## DO THIS
Scan the data. Collect each line that contains the word "index".

## SUPPLIED INFORMATION
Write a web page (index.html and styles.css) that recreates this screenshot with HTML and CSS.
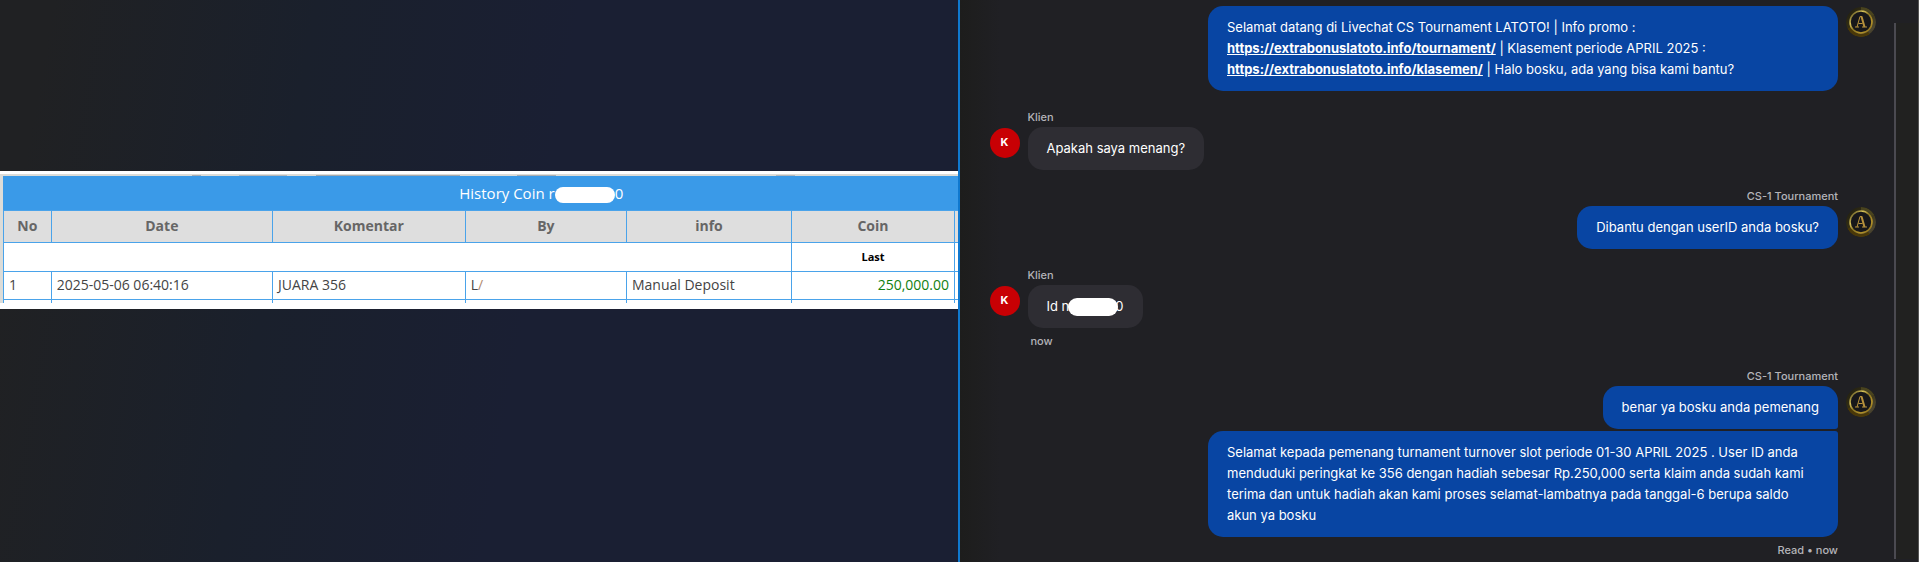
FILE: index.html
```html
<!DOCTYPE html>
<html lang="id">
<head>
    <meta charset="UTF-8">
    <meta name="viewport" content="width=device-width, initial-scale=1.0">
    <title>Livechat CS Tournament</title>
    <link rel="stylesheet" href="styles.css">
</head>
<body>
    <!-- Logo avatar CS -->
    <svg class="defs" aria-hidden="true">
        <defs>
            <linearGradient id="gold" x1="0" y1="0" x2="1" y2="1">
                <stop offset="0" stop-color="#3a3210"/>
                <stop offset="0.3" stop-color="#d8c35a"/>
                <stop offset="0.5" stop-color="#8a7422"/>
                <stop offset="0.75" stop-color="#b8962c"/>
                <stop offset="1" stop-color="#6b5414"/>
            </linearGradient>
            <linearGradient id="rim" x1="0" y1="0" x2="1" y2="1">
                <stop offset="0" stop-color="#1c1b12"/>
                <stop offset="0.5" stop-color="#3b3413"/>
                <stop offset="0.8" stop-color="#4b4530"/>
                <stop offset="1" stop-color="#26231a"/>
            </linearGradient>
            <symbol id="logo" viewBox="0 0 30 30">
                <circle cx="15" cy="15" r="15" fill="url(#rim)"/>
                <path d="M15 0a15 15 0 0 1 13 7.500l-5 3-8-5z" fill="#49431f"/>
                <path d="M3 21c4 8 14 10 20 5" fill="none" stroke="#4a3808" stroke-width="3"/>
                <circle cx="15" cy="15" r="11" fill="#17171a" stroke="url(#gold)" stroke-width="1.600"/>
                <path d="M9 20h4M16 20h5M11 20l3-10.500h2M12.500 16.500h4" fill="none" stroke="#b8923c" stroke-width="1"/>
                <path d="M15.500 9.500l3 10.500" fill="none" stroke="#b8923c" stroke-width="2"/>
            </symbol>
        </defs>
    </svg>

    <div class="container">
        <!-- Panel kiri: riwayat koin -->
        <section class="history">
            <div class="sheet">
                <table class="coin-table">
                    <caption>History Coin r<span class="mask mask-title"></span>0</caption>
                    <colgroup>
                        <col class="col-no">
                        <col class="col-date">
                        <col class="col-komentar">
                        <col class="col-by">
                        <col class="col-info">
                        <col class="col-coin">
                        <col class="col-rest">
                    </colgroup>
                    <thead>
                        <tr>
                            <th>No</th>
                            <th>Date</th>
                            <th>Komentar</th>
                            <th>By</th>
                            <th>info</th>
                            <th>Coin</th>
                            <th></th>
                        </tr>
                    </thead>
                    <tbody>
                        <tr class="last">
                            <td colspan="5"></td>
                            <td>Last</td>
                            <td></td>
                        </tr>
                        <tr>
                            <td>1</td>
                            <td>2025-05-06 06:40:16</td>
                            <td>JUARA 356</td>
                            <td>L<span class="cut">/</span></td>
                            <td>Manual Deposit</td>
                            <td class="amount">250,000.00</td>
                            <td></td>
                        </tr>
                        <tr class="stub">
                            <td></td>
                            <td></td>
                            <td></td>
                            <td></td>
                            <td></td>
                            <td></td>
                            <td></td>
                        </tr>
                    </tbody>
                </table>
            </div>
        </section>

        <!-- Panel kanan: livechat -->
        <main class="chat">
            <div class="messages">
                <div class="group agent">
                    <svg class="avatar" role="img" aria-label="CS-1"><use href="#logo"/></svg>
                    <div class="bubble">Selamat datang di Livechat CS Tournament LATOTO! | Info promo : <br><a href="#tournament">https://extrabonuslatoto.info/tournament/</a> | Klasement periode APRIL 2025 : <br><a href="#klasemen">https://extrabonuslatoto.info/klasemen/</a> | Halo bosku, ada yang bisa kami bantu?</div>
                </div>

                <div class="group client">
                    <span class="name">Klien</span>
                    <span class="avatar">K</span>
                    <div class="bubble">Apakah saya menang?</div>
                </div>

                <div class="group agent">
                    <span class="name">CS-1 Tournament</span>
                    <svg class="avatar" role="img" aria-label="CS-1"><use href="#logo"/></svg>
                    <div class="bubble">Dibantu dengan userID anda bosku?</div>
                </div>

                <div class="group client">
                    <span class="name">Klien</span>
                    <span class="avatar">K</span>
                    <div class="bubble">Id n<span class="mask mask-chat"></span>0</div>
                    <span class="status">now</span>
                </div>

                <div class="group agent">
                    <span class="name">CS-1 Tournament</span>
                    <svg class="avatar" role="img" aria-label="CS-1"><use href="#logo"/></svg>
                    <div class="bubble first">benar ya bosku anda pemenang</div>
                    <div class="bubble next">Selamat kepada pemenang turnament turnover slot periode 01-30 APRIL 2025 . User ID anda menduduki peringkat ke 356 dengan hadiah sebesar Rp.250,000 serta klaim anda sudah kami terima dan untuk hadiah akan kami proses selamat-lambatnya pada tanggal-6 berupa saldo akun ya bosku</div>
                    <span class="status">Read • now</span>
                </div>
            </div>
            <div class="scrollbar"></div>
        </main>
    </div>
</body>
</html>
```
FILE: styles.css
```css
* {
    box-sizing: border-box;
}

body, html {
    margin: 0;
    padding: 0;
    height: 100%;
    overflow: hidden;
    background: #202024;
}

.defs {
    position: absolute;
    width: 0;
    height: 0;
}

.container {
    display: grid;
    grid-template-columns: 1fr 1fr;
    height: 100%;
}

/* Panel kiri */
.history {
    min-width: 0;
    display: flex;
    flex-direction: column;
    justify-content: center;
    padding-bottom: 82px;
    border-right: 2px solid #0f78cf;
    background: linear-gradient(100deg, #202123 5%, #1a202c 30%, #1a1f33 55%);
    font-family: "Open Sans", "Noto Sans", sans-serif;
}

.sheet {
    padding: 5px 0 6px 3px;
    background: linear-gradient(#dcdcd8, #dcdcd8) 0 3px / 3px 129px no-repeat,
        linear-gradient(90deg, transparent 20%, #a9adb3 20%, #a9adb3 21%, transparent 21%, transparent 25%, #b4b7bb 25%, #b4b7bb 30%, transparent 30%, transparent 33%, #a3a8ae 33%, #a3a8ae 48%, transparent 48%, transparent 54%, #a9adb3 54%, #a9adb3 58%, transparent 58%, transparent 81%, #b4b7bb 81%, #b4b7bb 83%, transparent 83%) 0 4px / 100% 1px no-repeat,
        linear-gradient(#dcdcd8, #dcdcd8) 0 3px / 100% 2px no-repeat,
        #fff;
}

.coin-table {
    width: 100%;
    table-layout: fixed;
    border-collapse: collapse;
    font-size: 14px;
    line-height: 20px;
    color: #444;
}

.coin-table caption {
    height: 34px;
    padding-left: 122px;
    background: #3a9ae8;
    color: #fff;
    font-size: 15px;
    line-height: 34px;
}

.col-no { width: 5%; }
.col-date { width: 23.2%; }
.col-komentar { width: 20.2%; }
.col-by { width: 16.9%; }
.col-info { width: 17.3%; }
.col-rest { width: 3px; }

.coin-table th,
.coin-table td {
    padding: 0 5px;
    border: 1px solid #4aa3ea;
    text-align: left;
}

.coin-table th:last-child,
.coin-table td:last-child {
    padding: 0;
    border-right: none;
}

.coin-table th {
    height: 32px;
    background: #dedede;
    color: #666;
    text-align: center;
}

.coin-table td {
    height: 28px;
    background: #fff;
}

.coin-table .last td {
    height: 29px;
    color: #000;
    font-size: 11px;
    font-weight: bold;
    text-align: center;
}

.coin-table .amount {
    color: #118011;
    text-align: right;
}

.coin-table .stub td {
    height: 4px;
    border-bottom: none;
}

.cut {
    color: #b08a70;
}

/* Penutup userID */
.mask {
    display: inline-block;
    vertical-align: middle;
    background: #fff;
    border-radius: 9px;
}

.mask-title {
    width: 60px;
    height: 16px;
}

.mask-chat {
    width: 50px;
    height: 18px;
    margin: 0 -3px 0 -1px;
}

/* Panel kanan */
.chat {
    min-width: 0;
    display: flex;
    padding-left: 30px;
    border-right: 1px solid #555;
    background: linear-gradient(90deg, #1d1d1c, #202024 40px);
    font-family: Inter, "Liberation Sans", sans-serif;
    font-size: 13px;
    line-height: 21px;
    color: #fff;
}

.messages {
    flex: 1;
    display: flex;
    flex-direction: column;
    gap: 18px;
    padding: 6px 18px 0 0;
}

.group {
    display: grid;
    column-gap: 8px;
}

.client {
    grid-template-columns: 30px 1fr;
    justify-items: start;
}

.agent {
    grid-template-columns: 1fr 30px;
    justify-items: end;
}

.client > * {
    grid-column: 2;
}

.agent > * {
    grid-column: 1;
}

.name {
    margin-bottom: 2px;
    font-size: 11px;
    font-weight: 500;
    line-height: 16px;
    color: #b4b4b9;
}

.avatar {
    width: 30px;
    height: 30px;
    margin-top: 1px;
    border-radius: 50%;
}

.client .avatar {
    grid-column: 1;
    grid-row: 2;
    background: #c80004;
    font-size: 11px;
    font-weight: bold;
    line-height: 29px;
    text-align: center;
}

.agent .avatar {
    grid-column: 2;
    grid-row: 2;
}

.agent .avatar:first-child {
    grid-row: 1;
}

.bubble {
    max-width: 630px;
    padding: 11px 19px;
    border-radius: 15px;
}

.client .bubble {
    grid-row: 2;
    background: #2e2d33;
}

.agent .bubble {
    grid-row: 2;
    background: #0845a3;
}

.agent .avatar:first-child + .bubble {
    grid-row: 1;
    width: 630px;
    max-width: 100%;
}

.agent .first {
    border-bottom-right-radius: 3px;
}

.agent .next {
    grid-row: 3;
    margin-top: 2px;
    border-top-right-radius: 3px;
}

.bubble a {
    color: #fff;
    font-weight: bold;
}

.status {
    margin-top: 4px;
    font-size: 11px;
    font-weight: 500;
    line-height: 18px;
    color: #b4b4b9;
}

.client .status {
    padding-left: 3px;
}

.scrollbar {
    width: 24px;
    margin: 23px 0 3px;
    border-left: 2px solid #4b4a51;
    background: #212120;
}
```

* * *

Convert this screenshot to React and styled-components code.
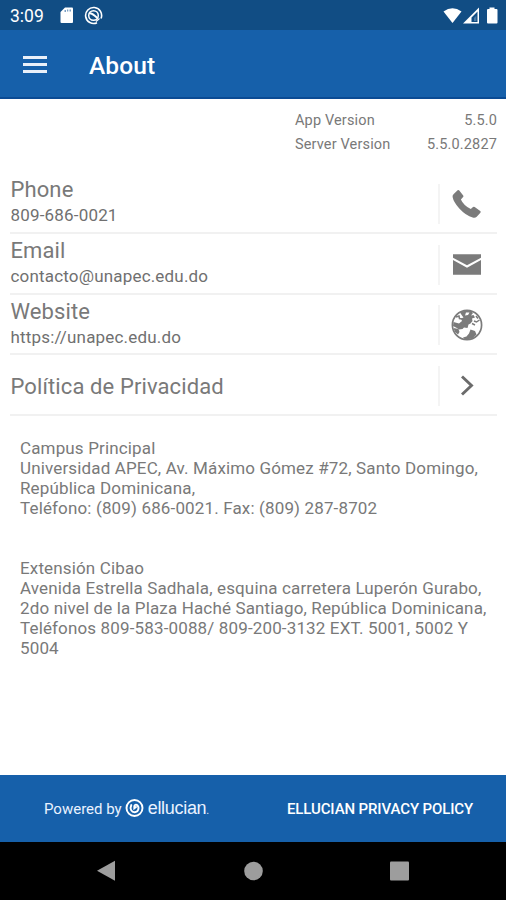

## FULL OUTPUT
Write a web page (index.html and styles.css) that recreates this screenshot with HTML and CSS.
FILE: index.html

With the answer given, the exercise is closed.